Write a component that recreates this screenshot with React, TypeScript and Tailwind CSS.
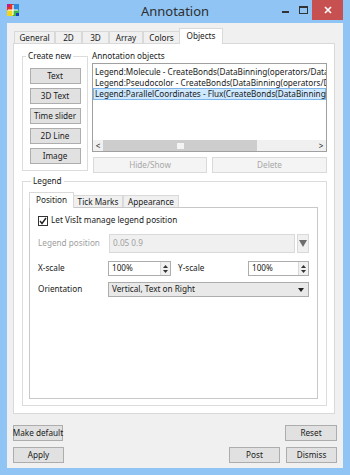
import clsx from "clsx";

function Btn({ children, className, disabled }: { children: React.ReactNode; className?: string; disabled?: boolean }) {
  return (
    <button
      className={clsx(
        "flex items-center justify-center border h-[16px] leading-none whitespace-nowrap",
        disabled ? "border-[#dadada] bg-[#f4f4f4] text-[#a8a8a8]" : "border-[#adadad] bg-[#e1e1e1] text-[#1a1a1a]",
        className
      )}
    >
      {children}
    </button>
  );
}

function Tab({ label, active, className }: { label: string; active?: boolean; className?: string }) {
  return (
    <div
      className={clsx(
        "flex items-center justify-center border-t border-l border-r border-[#d9d9d9] leading-none",
        active ? "bg-white h-[16px] relative z-10 -mx-[1px]" : "bg-[#f0f0f0] h-[13px]",
        className
      )}
    >
      {label}
    </div>
  );
}

function SpinArrows() {
  return (
    <div className="w-[10px] h-full border-l border-[#d9d9d9] bg-[#f0f0f0] flex flex-col items-center justify-center gap-[2px]">
      <svg width="5" height="3" viewBox="0 0 5 3"><path d="M0 3 L2.5 0 L5 3 Z" fill="#333" /></svg>
      <svg width="5" height="3" viewBox="0 0 5 3"><path d="M0 0 L2.5 3 L5 0 Z" fill="#333" /></svg>
    </div>
  );
}

function AppIcon() {
  return (
    <svg width="12" height="12" viewBox="0 0 12 12">
      <rect x="0" y="0" width="6" height="6" fill="#e8321e" />
      <rect x="6" y="0" width="6" height="6" fill="#2a8ae0" />
      <rect x="0" y="6" width="6" height="6" fill="#f2d41a" />
      <rect x="6" y="6" width="6" height="6" fill="#3cb84a" />
      <rect x="0" y="0" width="3" height="3" fill="#c21a8a" />
      <rect x="9" y="9" width="3" height="3" fill="#1a3fc2" />
      <path d="M6 1 V11 M1 6 H11" stroke="#fff" strokeWidth="1.2" />
    </svg>
  );
}

export default function App() {
  return (
    <div className="w-[350px] h-[475px] bg-[#8fc4f4] flex flex-col overflow-hidden font-['Noto_Sans',sans-serif] text-[8.2px] text-[#1a1a1a]">
      {/* title bar */}
      <div className="h-[23px] grid grid-cols-[1fr_auto_1fr] items-start">
        <div className="pl-[7px] pt-[4px]">
          <AppIcon />
        </div>
        <div className="pt-[3px] text-[13px] text-[#2e2e2e] leading-[16px]">Annotation</div>
        <div className="flex justify-end items-start pr-[7px]">
          <div className="w-[18px] h-[20px] flex items-center justify-center">
            <div className="w-[7px] h-[2px] bg-[#333] mt-[4px]" />
          </div>
          <div className="w-[18px] h-[20px] flex items-center justify-center">
            <div className="w-[9px] h-[8px] border border-[#333] border-t-2" />
          </div>
          <div className="w-[31px] h-[20px] bg-[#c75050] flex items-center justify-center">
            <svg width="8" height="8" viewBox="0 0 8 8"><path d="M1 1 L7 7 M7 1 L1 7" stroke="#fff" strokeWidth="1.6" /></svg>
          </div>
        </div>
      </div>

      {/* client area */}
      <div className="mx-[7px] mb-[7px] flex-1 bg-[#f0f0f0] flex flex-col px-[6px] pt-[5px] pb-[5px]">
        <div className="flex items-end h-[16px] pl-[1px] -mb-[1px]">
          <Tab label="General" className="w-[41px]" />
          <Tab label="2D" className="w-[27px]" />
          <Tab label="3D" className="w-[27px]" />
          <Tab label="Array" className="w-[34px]" />
          <Tab label="Colors" className="w-[37px]" />
          <Tab label="Objects" active className="w-[44px]" />
        </div>

        <div className="flex-1 mr-[2px] border border-[#d9d9d9] bg-white flex flex-col pt-[7px] pl-[8px] pr-[7px] pb-[7px]">
          <div className="flex gap-[4px]">
            <fieldset className="w-[66px] h-[120px] border border-[#dcdcdc]">
              <legend className="ml-[3px] px-[2px] leading-[10px]">Create new</legend>
              <div className="flex flex-col items-center gap-[4px] pt-[7px]">
                <Btn className="w-[51px]">Text</Btn>
                <Btn className="w-[51px]">3D Text</Btn>
                <Btn className="w-[51px]">Time slider</Btn>
                <Btn className="w-[51px]">2D Line</Btn>
                <Btn className="w-[51px]">Image</Btn>
              </div>
            </fieldset>
            <div className="w-[235px] flex flex-col">
              <div className="leading-[10px] h-[12px]">Annotation objects</div>
              <div className="h-[89px] border border-[#a0a0a0] flex flex-col">
                <div className="flex-1 flex flex-col pt-[2px] whitespace-nowrap overflow-hidden">
                  <div className="h-[11px] leading-[11px] pl-[2px]">Legend:Molecule - CreateBonds(DataBinning(operators/Data</div>
                  <div className="h-[11px] leading-[11px] pl-[2px]">Legend:Pseudocolor - CreateBonds(DataBinning(operators/D</div>
                  <div className="h-[12px] leading-[10px] pl-[1px] bg-[#cde8ff] border border-[#7fb6ea]">Legend:ParallelCoordinates - Flux(CreateBonds(DataBinning(o</div>
                </div>
                <div className="h-[11px] flex bg-[#e8e8e8] text-[8px] leading-none">
                  <div className="w-[10px] flex items-center justify-center bg-[#f0f0f0]">&lt;</div>
                  <div className="w-[154px] bg-[#cdcdcd] flex items-center pl-[74px]">
                    <div className="w-[7px] h-[6px] bg-[#f4f4f4]" />
                  </div>
                  <div className="flex-1 bg-[#f0f0f0]" />
                  <div className="w-[10px] flex items-center justify-center bg-[#f0f0f0]">&gt;</div>
                </div>
              </div>
              <div className="flex gap-[5px] mt-[5px] pl-[1px]">
                <Btn disabled className="w-[114px]">Hide/Show</Btn>
                <Btn disabled className="flex-1">Delete</Btn>
              </div>
            </div>
          </div>

          <fieldset className="mt-[3px] flex-1 border border-[#dcdcdc] pl-[6px] pr-[8px] pb-[6px] flex flex-col">
            <legend className="ml-[2px] px-[2px] leading-[10px]">Legend</legend>
            <div className="flex items-end h-[17px] mt-[5px] pl-[1px] -mb-[1px]">
              <Tab label="Position" active className="w-[45px]" />
              <Tab label="Tick Marks" className="w-[50px]" />
              <Tab label="Appearance" className="w-[56px]" />
            </div>
            <div className="flex-1 border border-[#c8c8c8] bg-white pl-[8px] pr-[8px] pt-[7px] flex flex-col">
              <div className="flex items-center h-[11px]">
                <div className="w-[10px] h-[10px] border border-[#333] flex items-center justify-center">
                  <svg width="8" height="8" viewBox="0 0 8 8"><path d="M1 4 L3 6.5 L7 1" stroke="#222" strokeWidth="1.4" fill="none" /></svg>
                </div>
                <span className="ml-[3px]">Let VisIt manage legend position</span>
              </div>
              <div className="flex items-center h-[19px] mt-[8px]">
                <div className="w-[71px] text-[#a0a0a0]">Legend position</div>
                <div className="flex-1 h-full border border-[#d9d9d9] bg-[#f0f0f0] text-[#a0a0a0] flex items-center pl-[3px]">0.05 0.9</div>
                <div className="w-[12px] h-full ml-[2px] border border-[#d9d9d9] bg-[#f0f0f0] flex items-center justify-center">
                  <svg width="8" height="7" viewBox="0 0 8 7"><path d="M0 0 H8 L4 7 Z" fill="#6d6d6d" /></svg>
                </div>
              </div>
              <div className="flex items-center h-[15px] mt-[8px]">
                <div className="w-[70px]">X-scale</div>
                <div className="w-[63px] h-full border border-[#adadad] flex items-center">
                  <div className="flex-1 pl-[3px]">100%</div>
                  <SpinArrows />
                </div>
                <div className="w-[70px] ml-[7px]">Y-scale</div>
                <div className="flex-1 h-full border border-[#adadad] flex items-center">
                  <div className="flex-1 pl-[3px]">100%</div>
                  <SpinArrows />
                </div>
              </div>
              <div className="flex items-center h-[15px] mt-[6px]">
                <div className="w-[70px]">Orientation</div>
                <div className="flex-1 h-full border border-[#adadad] bg-[#e9e9e9] flex items-center pl-[3px] pr-[4px]">
                  <div className="flex-1">Vertical, Text on Right</div>
                  <svg width="6" height="4" viewBox="0 0 6 4"><path d="M0 0 H6 L3 4 Z" fill="#222" /></svg>
                </div>
              </div>
            </div>
          </fieldset>
        </div>

        <div className="flex justify-between mt-[11px]">
          <Btn className="w-[50px]">Make default</Btn>
          <Btn className="w-[52px]">Reset</Btn>
        </div>
        <div className="flex mt-[6px] gap-[6px]">
          <Btn className="w-[51px]">Apply</Btn>
          <div className="flex-1" />
          <Btn className="w-[51px]">Post</Btn>
          <Btn className="w-[51px]">Dismiss</Btn>
        </div>
      </div>
    </div>
  );
}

» Short exercise:
Leave the pictures out and please restate exactly the lines running from the start of the material through the one with "import clsx from".

» Solution for this task:
Write a component that recreates this screenshot with React, TypeScript and Tailwind CSS.
import clsx from "clsx";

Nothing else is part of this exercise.